The move is part of the firm's planned pivot towards AI and robotics, which is to be led by its Full Self Driving (FSD) ADAS software, as Musk revealed a new mission statement for the company at the end of Q1 which could see traditional auto manufacturing relegated amongst Tesla' primary business plays.
"The rear portion of the factory extension [...] will be a super dense, water-cooled supercomputer cluster," Musk wrote on social media site X in response to a photo posted showing building work at Giga Texas.
Armed with an aging product line-up and with few signs that its EV deliveries will pick up their prior pace, Musk has been unequivocal about Tesla's investment thesis lying in its software plays, telling analysts last month that "if somebody does not believe Tesla is going to solve autonomy, I think they should not be an investor in the company".

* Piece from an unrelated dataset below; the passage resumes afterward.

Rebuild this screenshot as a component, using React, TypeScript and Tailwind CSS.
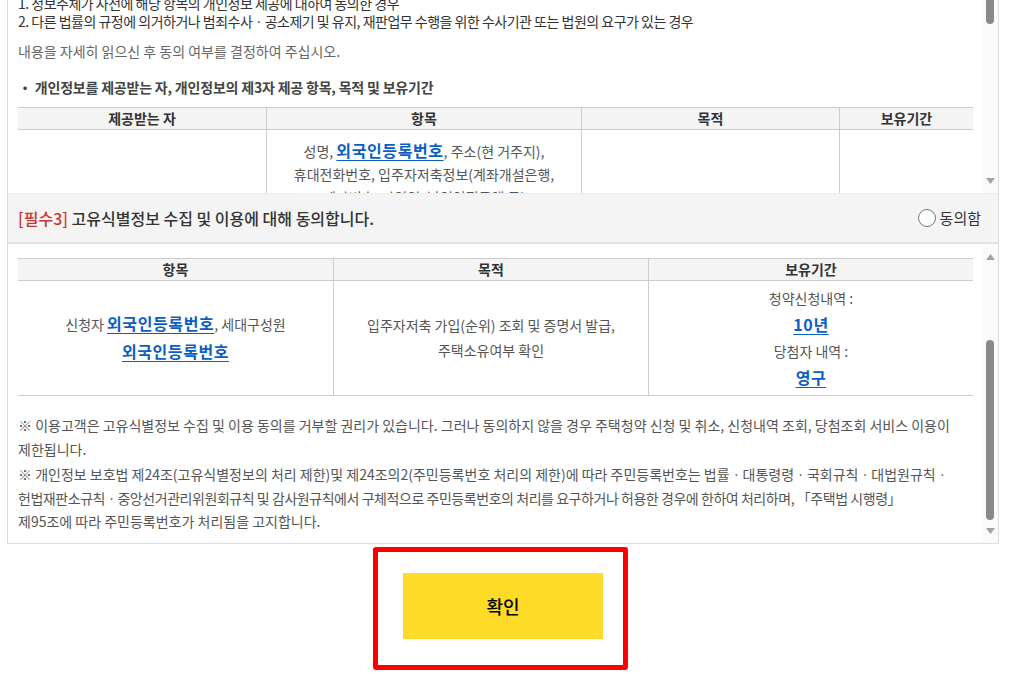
import React from "react";

const LINK = "font-bold text-[16px] text-[#0b5ec4] underline underline-offset-[3px] tracking-[0.6px]";

function DownArrow() {
  return (
    <svg width="9" height="6" viewBox="0 0 9 6" className="block">
      <path d="M0 0 L9 0 L4.5 6 Z" fill="#a3a3a3" />
    </svg>
  );
}
function UpArrow() {
  return (
    <svg width="9" height="6" viewBox="0 0 9 6" className="block">
      <path d="M0 6 L9 6 L4.5 0 Z" fill="#a3a3a3" />
    </svg>
  );
}

export default function App() {
  return (
    <div className="w-[1013px] h-[674px] overflow-hidden bg-white font-['Noto_Sans_CJK_KR','Noto_Sans',sans-serif] text-[14px] text-[#333]">
      <div className="ml-[7px] w-[992px] border-x border-b border-[#dddddd]">
        {/* top scroll box */}
        <div className="flex h-[193px]">
          <div className="flex-1 overflow-hidden px-[10px]">
            <div className="mt-[-6px]">
              <p className="leading-[18px] whitespace-nowrap tracking-[-0.5px] text-[#333]">1. 정보주체가 사전에 해당 항목의 개인정보 제공에 대하여 동의한 경우</p>
              <p className="leading-[18px] whitespace-nowrap tracking-[-0.5px] text-[#333]">2. 다른 법률의 규정에 의거하거나 범죄수사ㆍ공소제기 및 유지, 재판업무 수행을 위한 수사기관 또는 법원의 요구가 있는 경우</p>
              <p className="mt-[12px] leading-[18px] whitespace-nowrap text-[#666]">내용을 자세히 읽으신 후 동의 여부를 결정하여 주십시오.</p>
              <p className="mt-[18px] leading-[18px] whitespace-nowrap font-bold tracking-[-0.2px] text-[#444]">・ 개인정보를 제공받는 자, 개인정보의 제3자 제공 항목, 목적 및 보유기간</p>
              <div className="mt-[11px] w-[955px]">
                <div className="flex h-[23px] border-y border-[#cccccc] bg-[#f4f4f4] font-bold text-[#333] leading-[21px] text-center">
                  <div className="w-[248px]">제공받는 자</div>
                  <div className="w-[315px] border-l border-[#cccccc]">항목</div>
                  <div className="w-[258px] border-l border-[#cccccc]">목적</div>
                  <div className="w-[134px] border-l border-[#cccccc]">보유기간</div>
                </div>
                <div className="flex h-[120px] text-center text-[#555]">
                  <div className="w-[248px]"></div>
                  <div className="w-[315px] border-l border-[#cccccc] pt-[9px] leading-[23px] whitespace-nowrap">
                    <p>
                      성명, <span className={LINK}>외국인등록번호</span>, 주소(현 거주지),
                    </p>
                    <p>휴대전화번호, 입주자저축정보(계좌개설은행,</p>
                    <p>계좌번호, 가입일, 납입인정금액 등)</p>
                  </div>
                  <div className="w-[258px] border-l border-[#cccccc]"></div>
                  <div className="w-[134px] border-l border-[#cccccc]"></div>
                </div>
              </div>
            </div>
          </div>
          <div className="relative w-[15px] bg-[#fafafa]">
            <div className="ml-[3px] h-[24px] w-[8px] rounded-b-full bg-[#888888]"></div>
            <div className="absolute left-[3px] top-[178px]">
              <DownArrow />
            </div>
          </div>
        </div>

        {/* band */}
        <div className="flex h-[51px] items-center justify-between border-t border-b-2 border-t-[#ececec] border-b-[#e3e3e3] bg-[#f4f4f4] pl-[10px] pr-[17px]">
          <p className="text-[16px] font-medium text-[#333]">
            <span className="text-[#cc3333]">[필수3]</span> 고유식별정보 수집 및 이용에 대해 동의합니다.
          </p>
          <label className="flex items-center gap-[4px] text-[15px] text-[#333]">
            <span className="block h-[18px] w-[18px] rounded-full border border-[#767676] bg-white"></span>
            동의함
          </label>
        </div>

        {/* second scroll box */}
        <div className="flex h-[299px]">
          <div className="flex-1 overflow-hidden px-[10px] pt-[14px]">
            <div className="w-[955px]">
              <div className="flex h-[23px] border-y border-[#cccccc] bg-[#f4f4f4] font-bold text-[#333] leading-[21px] text-center">
                <div className="w-[315px]">항목</div>
                <div className="w-[315px] border-l border-[#cccccc]">목적</div>
                <div className="w-[325px] border-l border-[#cccccc]">보유기간</div>
              </div>
              <div className="flex h-[115px] border-b border-[#cccccc] text-center text-[#555]">
                <div className="flex w-[315px] flex-col justify-center leading-[27px] whitespace-nowrap">
                  <p>
                    신청자 <span className={LINK}>외국인등록번호</span>, 세대구성원
                  </p>
                  <p>
                    <span className={LINK}>외국인등록번호</span>
                  </p>
                </div>
                <div className="flex w-[315px] flex-col justify-center border-l border-[#cccccc] leading-[25px] whitespace-nowrap">
                  <p>입주자저축 가입(순위) 조회 및 증명서 발급,</p>
                  <p>주택소유여부 확인</p>
                </div>
                <div className="flex w-[325px] flex-col justify-center border-l border-[#cccccc] leading-[26px] whitespace-nowrap">
                  <p>청약신청내역 :</p>
                  <p>
                    <span className={LINK}>10년</span>
                  </p>
                  <p>당첨자 내역 :</p>
                  <p>
                    <span className={LINK}>영구</span>
                  </p>
                </div>
              </div>
            </div>
            <div className="mt-[18px] leading-[23.5px] whitespace-nowrap text-[#555]">
              <p>
                ※ 이용고객은 고유식별정보 수집 및 이용 동의를 거부할 권리가 있습니다. 그러나 동의하지 않을 경우 주택청약 신청 및 취소, 신청내역 조회, 당첨조회 서비스 이용이
                <br />
                제한됩니다.
              </p>
              <p className="mt-[2px]">
                ※ 개인정보 보호법 제24조(고유식별정보의 처리 제한)및 제24조의2(주민등록번호 처리의 제한)에 따라 주민등록번호는 법률ㆍ대통령령ㆍ국회규칙ㆍ대법원규칙ㆍ
                <br />
                <span className="tracking-[-0.45px]">
                  헌법재판소규칙ㆍ중앙선거관리위원회규칙 및 감사원규칙에서 구체적으로 주민등록번호의 처리를 요구하거나 허용한 경우에 한하여 처리하며, 「주택법 시행령」
                </span>
                <br />
                제95조에 따라 주민등록번호가 처리됨을 고지합니다.
              </p>
            </div>
          </div>
          <div className="relative w-[15px] bg-[#fafafa]">
            <div className="absolute left-[3px] top-[10px]">
              <UpArrow />
            </div>
            <div className="absolute left-[3px] top-[96px] h-[180px] w-[8px] rounded-full bg-[#888888]"></div>
            <div className="absolute left-[3px] top-[284px]">
              <DownArrow />
            </div>
          </div>
        </div>
      </div>

      {/* confirm area */}
      <div className="ml-[373px] mt-[3px] h-[123px] w-[255px] rounded-[3px] border-[5px] border-[#ff0000] pl-[25px] pt-[21px]">
        <button className="flex h-[66px] w-[200px] items-center justify-center bg-[#fedb27] text-[18px] font-medium text-black">
          확인
        </button>
      </div>
    </div>
  );
}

FSD version 12.4 recently began rolling out to Tesla employees, but the software is still only a Level 2 ADAS system which requires driver attention at all times. The latest upgrade even introduces cabin cameras being used to monitor the driver's attentiveness.It is still unclear, however, whether Tesla will make use of its in-house supercomputer Dojo, or if the new capacity will be comprised of computing power bought from suppliers such as Taiwanese firm Nvidia. While Tesla says Dojo is performing certain limited training tasks, the company has been ordering hardware such as GPUs from Nvidia, which Musk has described as "hedging our bets".
Tesla is set to invest $500mn over the next five years to develop its new Dojo supercomputer at its Riverbend site in Buffalo, NY, although the it is possible that Tesla's relatively sudden acceleration of its AI and software plans since this announcement has brought the need for computing capacity forward.
Tesla is set to unveil a robotaxi product in August this year, although much remains unknown about what precisely the company will launch. Musk announced this launch date in April amid widespread consternation at Tesla's decision to pivot away from an affordable next-generation BEV produced entirely from scratch, in favour of far less certain software ventures.
Tesla's future success appears to lie in being able to continually improve is FSD to the point of Level 4 autonomy, which will not be achieved by the August product launch. Enormous computing capacity is needed to train software on billions of miles of driving data that Tesla collects from its cars currently on the road. To handle some of this data capacity, the firm is also reportedly exploring data centre sites in China, with Musk hinting that further expansion to Tesla's compute power is on the cards.
“It is possible, with the right architectural decisions, that Tesla may in the future have more compute than everyone else combined,” Musk said during the firm's Q1 results call.